Mais que faire ? Que faire d'autre, pour ne pas souscrire bêtement à un boycottage qui, lui, s'apparente plutôt à une démission ? Que faire, pour dépasser cette impuissance et cet agacement, qui, chez nombre d'intellectuels arabes de France, frisent le désespoir : impuissance devant le mystère Israël, sa mise "à part des nations" ; agacement face à ce chantage à l'antisémitisme pratiqué sciemment par nombre d'intellectuels juifs de France, écrivains, philosophes, cinéastes, universitaires... dont le soutien inconditionnel à Israël constitue un autre mystère, quand on sait qu'en Israël même, leurs pairs font preuve de plus d'indépendance, de courage et d'esprit critique... Il est vrai que les Israéliens de l'intérieur, eux, n'ayant pas de culpabilité à entretenir, celle du choix de la diaspora, se sont affranchis depuis longtemps de l'obligation de réserve dictée par cette édifiante sentence talmudique selon laquelle "Israël, même s'il a péché, reste Israël" !...

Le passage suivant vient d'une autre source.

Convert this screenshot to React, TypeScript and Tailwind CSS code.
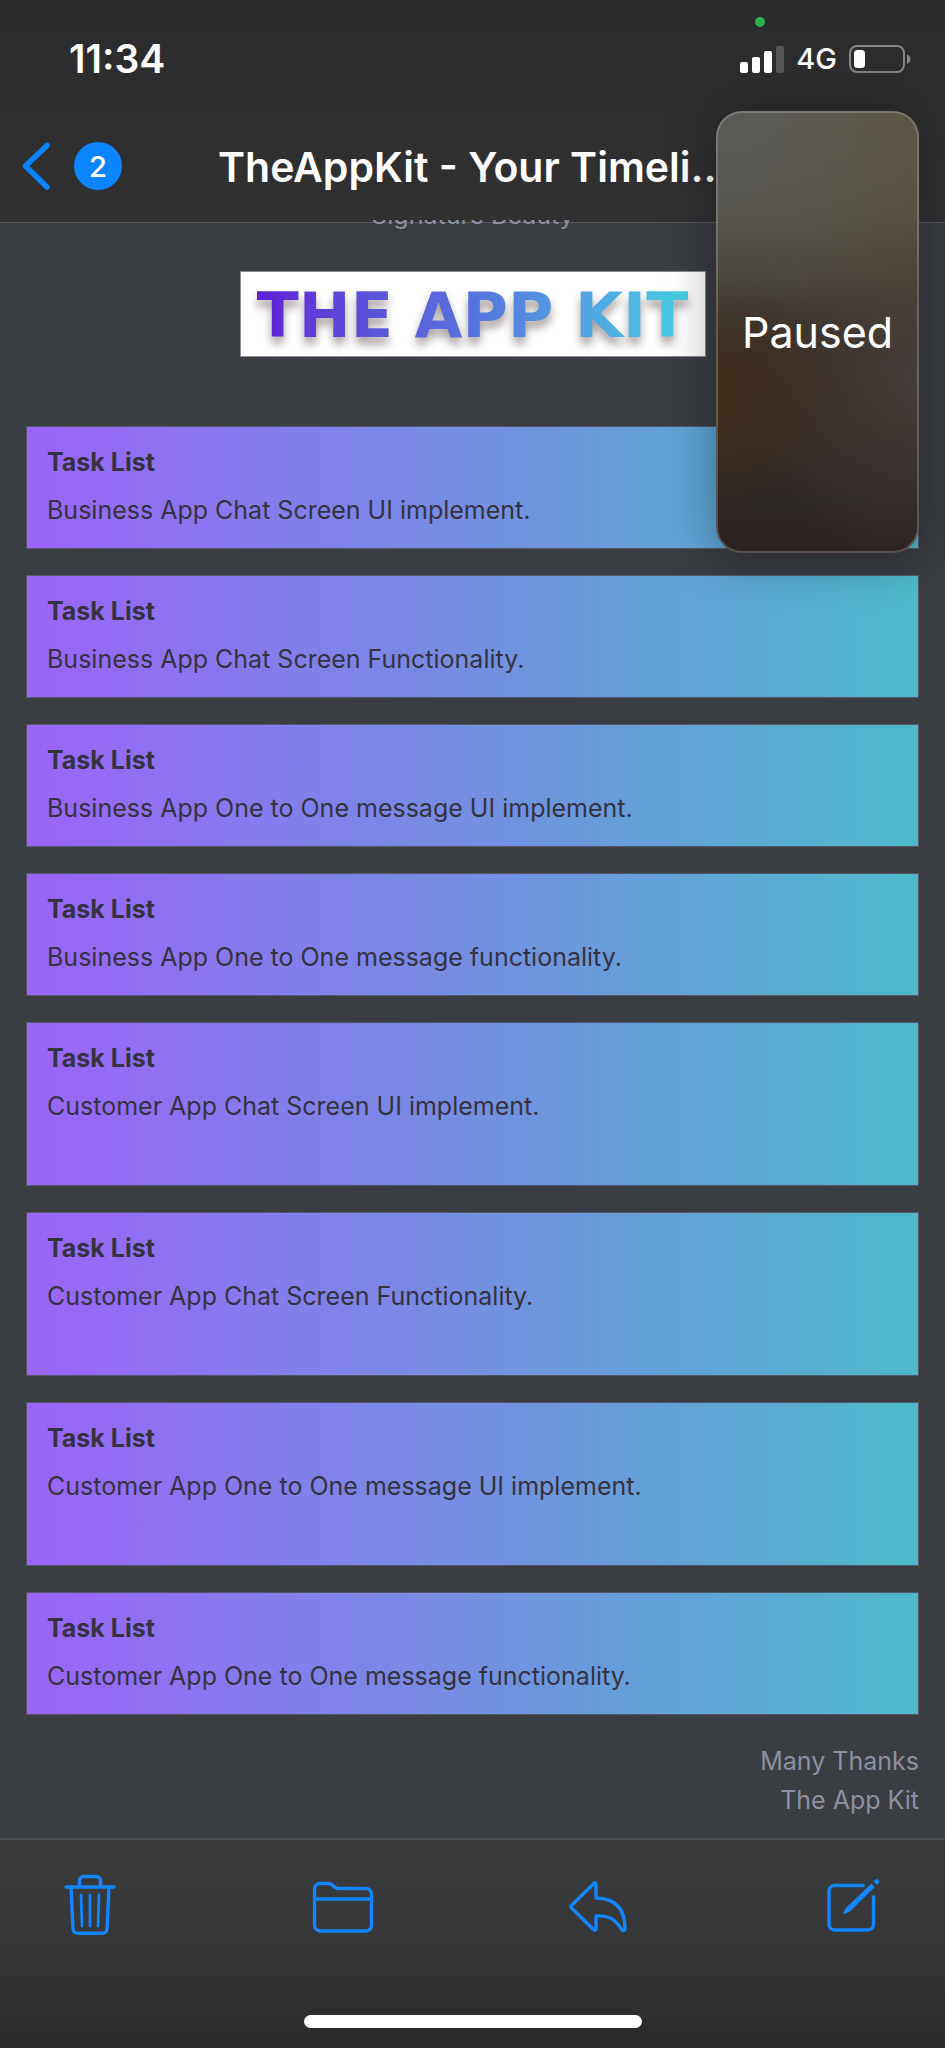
type Task = { text: string; tall?: boolean };

const tasks: Task[] = [
  { text: "Business App Chat Screen UI implement." },
  { text: "Business App Chat Screen Functionality." },
  { text: "Business App One to One message UI implement." },
  { text: "Business App One to One message functionality." },
  { text: "Customer App Chat Screen UI implement.", tall: true },
  { text: "Customer App Chat Screen Functionality.", tall: true },
  { text: "Customer App One to One message UI implement.", tall: true },
  { text: "Customer App One to One message functionality." },
];

function StatusBar() {
  return (
    <div className="relative flex h-[110px] items-center justify-between pt-[7px] pr-[34px] pl-[69px] text-white">
      <span className="absolute top-[17px] right-[180px] size-[10px] rounded-full bg-[#30b14e]" />
      <span className="text-[39px] leading-[44px] font-semibold">11:34</span>
      <div className="flex items-center gap-3">
        <svg width="44" height="28" viewBox="0 0 44 28" fill="#fff" aria-hidden="true">
          <rect x="0" y="17" width="8" height="11" rx="2" />
          <rect x="12" y="12" width="8" height="16" rx="2" />
          <rect x="24" y="6" width="8" height="22" rx="2" />
          <rect x="36" y="1" width="8" height="27" rx="2" fill="#565658" />
        </svg>
        <span className="text-[29px] leading-[36px] font-medium">4G</span>
        <svg width="62" height="28" viewBox="0 0 62 28" aria-hidden="true">
          <rect x="1" y="1" width="54" height="26" rx="7" fill="none" stroke="#858587" strokeWidth="2" />
          <rect x="5" y="5" width="11" height="18" rx="3.500" fill="#fff" />
          <path d="M58 9.500c4.500 1 4.500 8.500 0 9.500z" fill="#858587" />
        </svg>
      </div>
    </div>
  );
}

function NavBar() {
  return (
    <nav className="flex h-[110px] items-start pt-8 pl-[22px]">
      <button type="button" aria-label="Back" className="flex items-center gap-6">
        <svg width="28" height="48" viewBox="0 0 28 48" fill="none" stroke="#0a84ff" strokeWidth="5.500" strokeLinecap="round" strokeLinejoin="round" aria-hidden="true">
          <path d="M25 3.500 3.500 24 25 45" />
        </svg>
        <span className="flex size-12 items-center justify-center rounded-full bg-[#0a84ff] text-[29px] leading-none font-medium text-white">
          2
        </span>
      </button>
      <h1 className="ml-24 text-[41px] leading-[50px] font-semibold whitespace-nowrap text-white">
        TheAppKit - Your Timeli…
      </h1>
    </nav>
  );
}

function TaskCard({ task }: { task: Task }) {
  return (
    <li
      className={`flex flex-col gap-2 border border-[#55586a] bg-linear-to-r/srgb from-[#9a64f8] to-[#4dbacb] px-5 pt-[15px] text-[25px] leading-[40px] text-[#35323f] ${
        task.tall ? "pb-[59px]" : "pb-[18px]"
      }`}
    >
      <h2 className="font-bold">Task List</h2>
      <p>{task.text}</p>
    </li>
  );
}

function Toolbar() {
  const stroke = {
    fill: "none",
    stroke: "#1385ff",
    strokeWidth: 3.4,
    strokeLinecap: "round" as const,
    strokeLinejoin: "round" as const,
    "aria-hidden": true,
  };
  return (
    <footer className="flex h-[210px] flex-col justify-between border-t-2 border-[#4a4c51] bg-linear-to-b from-[#3a3b3c] via-[#363738] to-[#2a2a2b] pt-[34px] pb-5">
      <div className="flex items-center justify-between px-[64px]">
        <button type="button" aria-label="Delete">
          <svg width="52" height="62" viewBox="0 0 52 62" {...stroke}>
            <path d="M2 13h48M15.500 13V6.500a4 4 0 0 1 4-4h13a4 4 0 0 1 4 4V13" />
            <path d="M7 13l2 42a4.500 4.500 0 0 0 4.500 4.300h25A4.500 4.500 0 0 0 43 55l2-42" />
            <path d="M17 21l1 31M26 21v31M35 21l-1 31" strokeWidth="2.800" />
          </svg>
        </button>
        <button type="button" aria-label="Move to folder">
          <svg width="62" height="62" viewBox="0 0 62 62" {...stroke}>
            <path d="M2.500 15a5.500 5.500 0 0 1 5.500-5.500h8.500c2 0 3 .6 4.500 2l2 1.800c1 .9 2 1.200 3.500 1.200H54a5.500 5.500 0 0 1 5.500 5.500v31.500a5.500 5.500 0 0 1-5.500 5.500H8a5.500 5.500 0 0 1-5.500-5.500zM2.500 25h57" />
          </svg>
        </button>
        <button type="button" aria-label="Reply">
          <svg width="62" height="62" viewBox="0 0 62 62" {...stroke}>
            <path d="M27 10.500c0-1.500-1.200-1.900-2.300-.9L2.800 31.200c-1 1-1 1.900 0 2.900l21.900 21.600c1.100 1 2.300.5 2.300-.9V42c12-.8 19 2.500 25.500 13.300 1.200 2 3.500 1.700 3.500-.7C56 36 47.500 24.500 27 24z" />
          </svg>
        </button>
        <button type="button" aria-label="Compose">
          <svg width="54" height="62" viewBox="0 0 54 62" {...stroke}>
            <path d="M37.500 11.500H7.500a5.500 5.500 0 0 0-5.500 5.500v33.500a5.500 5.500 0 0 0 5.500 5.500H41a5.500 5.500 0 0 0 5.500-5.500V21.500" strokeLinecap="butt" />
            <path d="M44.500 9.500l3.400 3.400-25 24.700-5.400 2.400c-.8.300-1.300-.1-1-.9l2.300-5zM48 6a2.500 2.500 0 0 1 3.600 3.600l-1.500 1.500-3.600-3.600z" fill="#1385ff" stroke="none" />
          </svg>
        </button>
      </div>
      <div className="h-[13px] w-[338px] self-center rounded-full bg-white" />
    </footer>
  );
}

export default function App() {
  return (
    <div className="relative flex min-h-screen flex-col overflow-hidden bg-[#3a3d42] font-['Inter',sans-serif]">
      <header className="relative z-10 bg-linear-to-b from-[#2b2b2d] to-[#313132]">
        <StatusBar />
        <NavBar />
      </header>

      <main className="flex flex-1 flex-col border-t-2 border-[#313132]">
        <div className="flex flex-col border-t border-[#56585c] px-[26px]">
          <p className="-mt-[27px] text-center text-[25px] leading-[39px] text-[#8e90a0]">Signature Beauty</p>
          <div className="mt-9 flex h-[86px] w-[466px] items-center justify-center self-center border border-[#8b8d90] bg-white pt-1">
            <span className="bg-linear-to-r from-[#5f1dd6] via-[#5673dd] to-[#45cfe2] bg-clip-text font-['DejaVu_Sans',sans-serif] text-[62px] leading-[76px] font-bold whitespace-nowrap text-transparent drop-shadow-[0_7px_5px_rgba(60,40,40,0.45)]">
              THE APP KIT
            </span>
          </div>
          <ul className="mt-[69px] flex flex-col gap-[26px]">
            {tasks.map((task) => (
              <TaskCard key={task.text} task={task} />
            ))}
          </ul>
          <p className="mt-[27px] text-right text-[25px] leading-[39px] text-[#8e90a0]">
            Many Thanks
            <br />
            The App Kit
          </p>
        </div>
      </main>

      <Toolbar />

      <aside className="absolute top-[111px] right-[26px] z-20 flex h-[442px] w-[203px] items-center justify-center rounded-[26px] border-2 border-white/20 bg-[radial-gradient(circle_at_0%_0%,#5a5a58_0%,rgba(90,90,88,0)_50%),radial-gradient(circle_at_100%_0%,#5d5340_0%,rgba(93,83,64,0)_50%),radial-gradient(circle_at_0%_64%,#40301e_0%,rgba(64,48,30,0)_34%),radial-gradient(circle_at_100%_60%,#453d3a_0%,rgba(69,61,58,0)_55%),linear-gradient(180deg,#5c5a4b_0%,#4f4c40_25%,#3a322b_45%,#372a22_62%,#2c2624_88%,#2d2422_100%)] bg-origin-border shadow-[0_4px_50px_0_rgba(10,12,18,0.4)]">
        <span className="text-[43px] leading-[52px] text-white">Paused</span>
      </aside>
    </div>
  );
}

Que faire, donc ? Pour ma part, j'appelle vivement mes "frères" arabes à écouter Israël, car il y a un Israël audible. Comme il y a un sionisme "recevable", un sionisme nouveau, né en catimini, celui qui fit qu'en 2003 des jeunes juifs de France osèrent se définir comme "sionistes et propalestiniens", celui qui promet de rétablir ou de confirmer les deux peuples dans leurs droits respectifs, et serait le corollaire d'un nouveau messianisme, "laïcisé".

Ce sionisme-là se trouve incarné aujourd'hui par des héritiers du professeur Leibovitz, tels l'historien refuznik Benny Morris, les écrivains Avraham Burg et David Grossman. Or, ce sont les mêmes David Grossman et Avraham Burg qui, avec tant d'autres encore, seront du 14 au 19 mars à la porte de Versailles.

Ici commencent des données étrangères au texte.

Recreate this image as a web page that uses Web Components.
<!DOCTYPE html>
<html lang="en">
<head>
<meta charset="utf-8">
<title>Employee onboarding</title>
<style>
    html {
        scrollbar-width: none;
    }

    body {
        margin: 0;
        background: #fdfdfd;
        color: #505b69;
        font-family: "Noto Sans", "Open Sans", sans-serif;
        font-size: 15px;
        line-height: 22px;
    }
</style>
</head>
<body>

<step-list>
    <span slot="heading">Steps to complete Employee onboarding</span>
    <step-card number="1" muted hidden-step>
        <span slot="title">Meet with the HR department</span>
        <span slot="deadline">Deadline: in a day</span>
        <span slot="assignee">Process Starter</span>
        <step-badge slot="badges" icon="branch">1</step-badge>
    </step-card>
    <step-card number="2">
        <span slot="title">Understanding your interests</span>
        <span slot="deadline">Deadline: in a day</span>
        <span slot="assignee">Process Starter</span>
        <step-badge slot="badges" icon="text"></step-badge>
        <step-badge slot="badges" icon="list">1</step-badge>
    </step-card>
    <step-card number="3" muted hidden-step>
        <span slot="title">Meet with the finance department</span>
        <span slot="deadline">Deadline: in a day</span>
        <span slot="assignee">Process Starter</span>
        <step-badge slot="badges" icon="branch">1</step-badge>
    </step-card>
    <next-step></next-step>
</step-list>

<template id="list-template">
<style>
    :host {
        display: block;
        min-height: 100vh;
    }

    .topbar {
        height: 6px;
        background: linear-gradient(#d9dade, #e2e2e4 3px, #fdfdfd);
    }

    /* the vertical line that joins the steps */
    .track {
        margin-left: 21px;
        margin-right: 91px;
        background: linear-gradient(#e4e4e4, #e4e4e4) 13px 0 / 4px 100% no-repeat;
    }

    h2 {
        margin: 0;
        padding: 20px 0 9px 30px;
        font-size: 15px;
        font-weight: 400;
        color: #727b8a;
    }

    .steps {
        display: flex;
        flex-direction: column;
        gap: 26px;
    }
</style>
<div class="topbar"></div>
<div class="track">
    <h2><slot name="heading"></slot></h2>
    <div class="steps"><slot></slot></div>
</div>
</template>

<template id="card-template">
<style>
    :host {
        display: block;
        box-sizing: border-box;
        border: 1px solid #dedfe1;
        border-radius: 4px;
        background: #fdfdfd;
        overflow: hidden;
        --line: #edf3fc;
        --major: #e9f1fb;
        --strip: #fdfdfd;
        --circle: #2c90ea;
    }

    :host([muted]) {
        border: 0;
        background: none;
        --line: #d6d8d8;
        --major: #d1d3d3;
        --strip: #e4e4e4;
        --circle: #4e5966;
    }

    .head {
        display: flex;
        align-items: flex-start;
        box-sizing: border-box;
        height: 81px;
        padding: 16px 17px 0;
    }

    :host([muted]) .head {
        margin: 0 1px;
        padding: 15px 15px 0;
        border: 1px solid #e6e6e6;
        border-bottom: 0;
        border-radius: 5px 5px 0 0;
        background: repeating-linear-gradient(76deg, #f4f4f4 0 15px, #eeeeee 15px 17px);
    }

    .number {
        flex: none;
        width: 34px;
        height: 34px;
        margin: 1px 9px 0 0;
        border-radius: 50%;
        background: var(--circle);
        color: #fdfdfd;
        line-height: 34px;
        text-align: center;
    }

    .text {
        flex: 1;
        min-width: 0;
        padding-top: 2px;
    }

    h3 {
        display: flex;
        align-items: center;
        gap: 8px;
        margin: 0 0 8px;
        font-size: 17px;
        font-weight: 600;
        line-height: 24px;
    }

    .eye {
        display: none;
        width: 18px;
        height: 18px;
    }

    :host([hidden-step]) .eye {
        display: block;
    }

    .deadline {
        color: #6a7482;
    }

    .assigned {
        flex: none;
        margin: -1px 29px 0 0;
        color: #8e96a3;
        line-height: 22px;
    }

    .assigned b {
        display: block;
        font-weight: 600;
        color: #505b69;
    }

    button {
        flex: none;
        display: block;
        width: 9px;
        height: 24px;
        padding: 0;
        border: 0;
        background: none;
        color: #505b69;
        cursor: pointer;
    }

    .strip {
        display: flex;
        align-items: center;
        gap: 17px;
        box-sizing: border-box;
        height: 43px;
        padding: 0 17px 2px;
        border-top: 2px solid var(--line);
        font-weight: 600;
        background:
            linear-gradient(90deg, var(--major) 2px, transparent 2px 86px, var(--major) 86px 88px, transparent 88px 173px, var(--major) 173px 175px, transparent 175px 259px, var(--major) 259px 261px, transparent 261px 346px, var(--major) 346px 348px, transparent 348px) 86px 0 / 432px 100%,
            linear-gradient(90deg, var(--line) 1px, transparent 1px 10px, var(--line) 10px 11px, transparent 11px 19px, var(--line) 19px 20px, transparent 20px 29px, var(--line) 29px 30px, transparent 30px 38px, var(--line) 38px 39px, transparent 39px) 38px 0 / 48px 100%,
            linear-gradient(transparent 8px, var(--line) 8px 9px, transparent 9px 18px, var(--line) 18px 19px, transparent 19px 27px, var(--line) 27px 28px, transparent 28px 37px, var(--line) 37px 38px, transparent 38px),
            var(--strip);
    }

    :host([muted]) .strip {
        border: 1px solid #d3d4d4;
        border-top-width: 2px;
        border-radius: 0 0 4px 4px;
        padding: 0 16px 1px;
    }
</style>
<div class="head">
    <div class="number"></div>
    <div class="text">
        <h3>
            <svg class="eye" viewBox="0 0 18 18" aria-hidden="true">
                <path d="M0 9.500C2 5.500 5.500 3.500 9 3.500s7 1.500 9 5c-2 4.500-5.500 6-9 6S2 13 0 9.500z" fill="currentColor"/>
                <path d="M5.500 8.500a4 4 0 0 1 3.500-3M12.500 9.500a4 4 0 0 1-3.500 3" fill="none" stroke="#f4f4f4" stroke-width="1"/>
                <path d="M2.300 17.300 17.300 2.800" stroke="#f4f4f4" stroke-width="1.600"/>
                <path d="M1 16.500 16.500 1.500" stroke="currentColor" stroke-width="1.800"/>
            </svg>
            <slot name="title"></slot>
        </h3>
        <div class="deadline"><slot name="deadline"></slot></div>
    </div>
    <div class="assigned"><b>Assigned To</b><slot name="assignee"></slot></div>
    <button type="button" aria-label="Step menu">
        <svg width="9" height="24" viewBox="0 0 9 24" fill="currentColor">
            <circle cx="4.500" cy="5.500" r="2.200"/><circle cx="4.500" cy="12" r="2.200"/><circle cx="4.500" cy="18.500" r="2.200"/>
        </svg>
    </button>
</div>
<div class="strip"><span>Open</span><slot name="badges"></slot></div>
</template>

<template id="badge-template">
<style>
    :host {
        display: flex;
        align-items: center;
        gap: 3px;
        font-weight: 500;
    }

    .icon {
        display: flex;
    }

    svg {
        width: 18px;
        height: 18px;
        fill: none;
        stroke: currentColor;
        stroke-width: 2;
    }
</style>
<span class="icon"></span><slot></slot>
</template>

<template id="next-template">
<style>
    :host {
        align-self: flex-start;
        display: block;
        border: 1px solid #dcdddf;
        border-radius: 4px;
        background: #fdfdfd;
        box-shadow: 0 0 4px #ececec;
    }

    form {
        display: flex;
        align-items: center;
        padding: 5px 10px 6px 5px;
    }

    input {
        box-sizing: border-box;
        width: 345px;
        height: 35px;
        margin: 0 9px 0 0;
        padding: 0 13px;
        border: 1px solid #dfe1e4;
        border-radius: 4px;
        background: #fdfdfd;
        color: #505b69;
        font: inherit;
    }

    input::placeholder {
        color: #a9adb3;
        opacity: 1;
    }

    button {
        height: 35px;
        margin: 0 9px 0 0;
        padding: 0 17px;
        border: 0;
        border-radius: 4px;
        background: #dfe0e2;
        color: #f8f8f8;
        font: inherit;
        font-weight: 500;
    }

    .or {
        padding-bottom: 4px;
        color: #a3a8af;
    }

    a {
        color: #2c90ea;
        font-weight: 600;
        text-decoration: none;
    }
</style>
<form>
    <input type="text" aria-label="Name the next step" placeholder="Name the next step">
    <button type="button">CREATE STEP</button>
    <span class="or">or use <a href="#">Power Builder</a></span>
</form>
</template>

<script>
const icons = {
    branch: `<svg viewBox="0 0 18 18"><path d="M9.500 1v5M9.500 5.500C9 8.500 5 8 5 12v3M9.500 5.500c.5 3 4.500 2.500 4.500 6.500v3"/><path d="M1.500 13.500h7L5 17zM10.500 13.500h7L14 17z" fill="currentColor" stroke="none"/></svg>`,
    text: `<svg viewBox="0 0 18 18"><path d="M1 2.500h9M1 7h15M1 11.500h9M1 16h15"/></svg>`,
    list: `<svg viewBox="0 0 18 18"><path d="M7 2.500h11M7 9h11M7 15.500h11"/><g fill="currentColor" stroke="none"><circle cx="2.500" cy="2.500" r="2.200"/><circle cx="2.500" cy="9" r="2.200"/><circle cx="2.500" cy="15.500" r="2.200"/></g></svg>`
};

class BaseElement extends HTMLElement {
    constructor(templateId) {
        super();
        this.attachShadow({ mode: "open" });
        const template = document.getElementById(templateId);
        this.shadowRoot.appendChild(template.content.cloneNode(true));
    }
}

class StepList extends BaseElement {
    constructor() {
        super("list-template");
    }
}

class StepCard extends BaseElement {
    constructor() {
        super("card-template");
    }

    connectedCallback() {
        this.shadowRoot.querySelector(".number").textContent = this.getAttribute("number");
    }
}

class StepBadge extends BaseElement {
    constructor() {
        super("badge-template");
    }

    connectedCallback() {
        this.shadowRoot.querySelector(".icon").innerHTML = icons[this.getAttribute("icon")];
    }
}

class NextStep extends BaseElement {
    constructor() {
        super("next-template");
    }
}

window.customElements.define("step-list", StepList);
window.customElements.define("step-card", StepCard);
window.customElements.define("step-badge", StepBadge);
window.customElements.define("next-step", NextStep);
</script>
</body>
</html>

Faisons donc fi de ce machiavélisme flagrant qui, sous couvert d'une manifestation culturelle, veut commémorer six décennies d'une occupation inique, et allons à la rencontre de ces écrivains qui, en Israël même, constituent de vrais remparts à la politique coloniale d'Israël, et à son effarante impunité ; les seuls à reconnaître le poids des mots d'Elias Sanbar : "Vous occupez nos territoires le jour ; nous occupons vos têtes la nuit."